House Armed Services Chairman Buck McKeon (R-Calif.) visited Lackland Air Force Base Sunday to meet with the chief of Air Education and Training Command Gen. Edward Rice and other top officials about the sex scandal that has rocked the base.
McKeon also sat down with 30 trainees one week away from graduation to find out how the sex scandal involving basic training instructors has affected them and their feelings about the Air Force.
McKeon said in a telephone interview with The Hill that he felt confident after his meetings that the Air Force was going to clean up the problem.
“These people that I met with are taking this very seriously. It has painted them and they don’t like that,” McKeon said.
“Just because a few people go beyond the bounds of propriety and misuse the authority they’ve been given — a very important authority — that does not mean they can’t clean up the problem,” he said. “They’re working on it and I’m convinced going to do a great job of it.”
The scandal at Lackland in San Antonio, Texas, has widened several times in recent months and now includes 17 training instructors under investigation and 42 victims who were female trainees. One instructor was sentenced to 20 years in prison for rape and sexual assault, and the commander of basic training at the base was ousted.

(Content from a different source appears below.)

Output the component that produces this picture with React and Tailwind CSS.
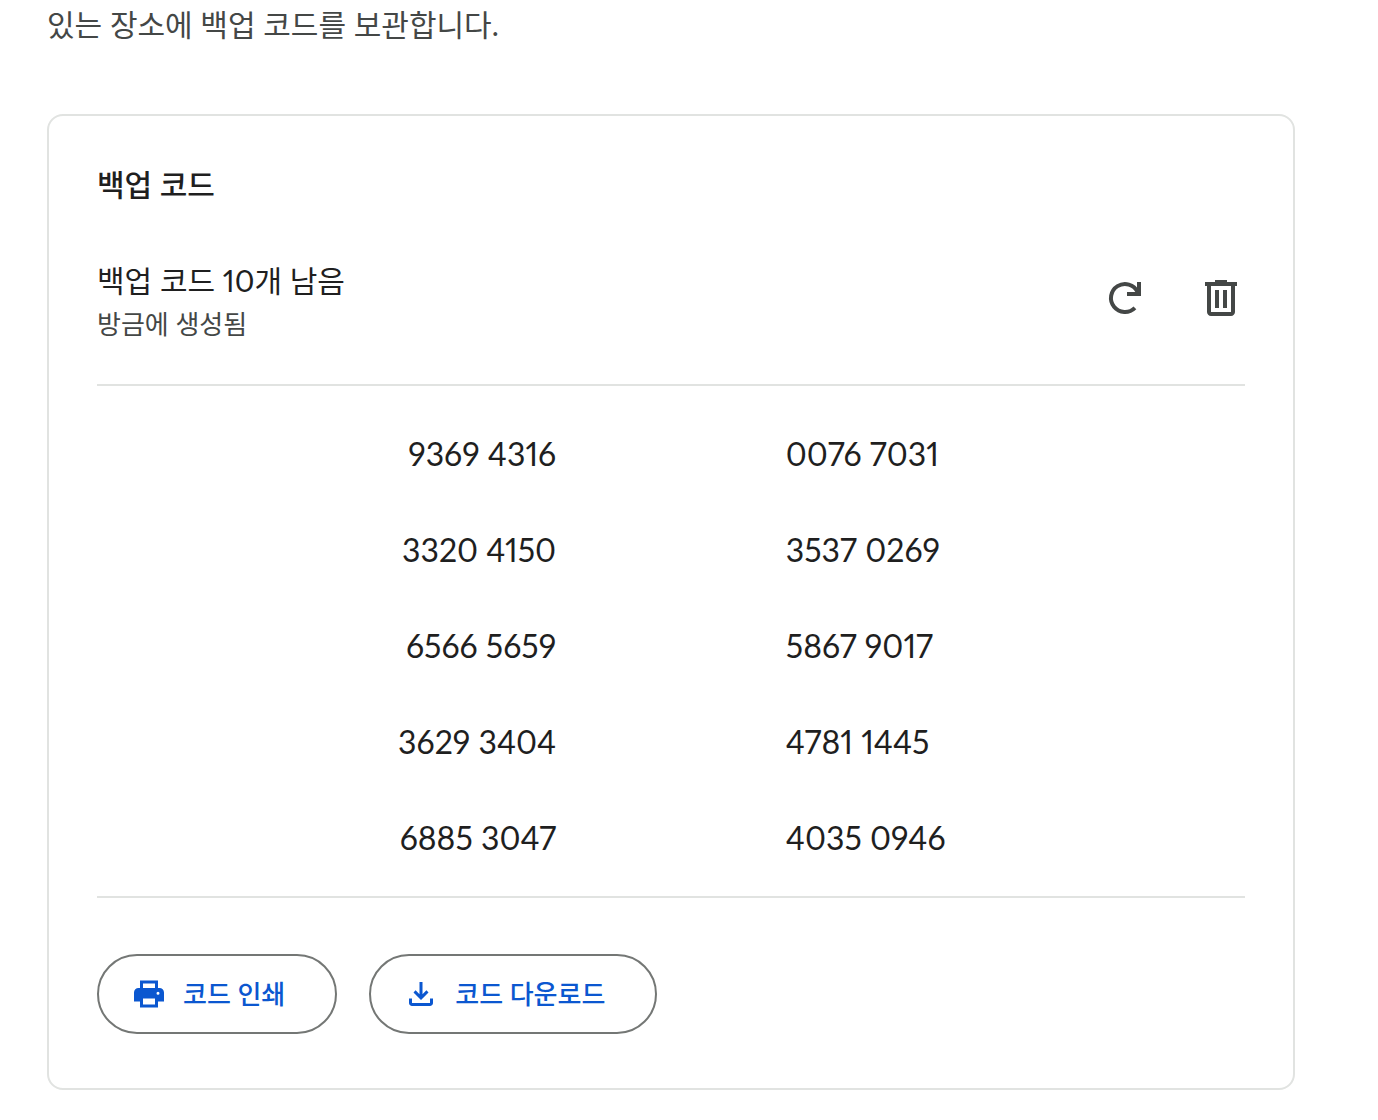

Activists have criticized McKeon for not doing enough to address the Lackland scandal as chairman of the Armed Services Committee. The group Protect Our Defenders started a Twitter campaign and petition to try and prod him to launch a committee investigation and public hearings on Lackland.
"It is time for our elected officials to do their job and protect our sisters, neighbors, daughters and friends and hold an open hearing and investigation about Lackland," Nancy Parrish, president of Protect Our Defenders, said in a statement last month when the investigation expanded to 17 instructors.
McKeon defended the committee’s work on the scandal, which included a closed-door briefing with Air Force Secretary Michael Donley before the recess.
“I understand people are concerned and think we’re not doing our job,” McKeon told The Hill. “I think we are doing our job and think we’re doing it correctly. It’s very important we make sure that we don’t mess up any investigation and let somebody walk after doing the serious things they’ve been accused of.
“They are tracking every single lead and will go until they’ve exhausted every single lead,” he said of the Air Force investigators.
McKeon added that he did not want a separate committee investigation to “get in their way” that could lead to somebody getting off the hook.
In his meeting with the Air Force recruits, McKeon said the soon-to-be graduates had a positive outlook about the Air Force. They discussed issues like the future of drone pilots and the situation in Iran as well as the sex scandal.
“They’re excited about the Air Force. They feel good,” McKeon said. “They understand there’s some potential in any endeavor of a few people casting a bad light on their collective and that’s what happened here. The investigations are going to find every one of those people and bring them to justice.”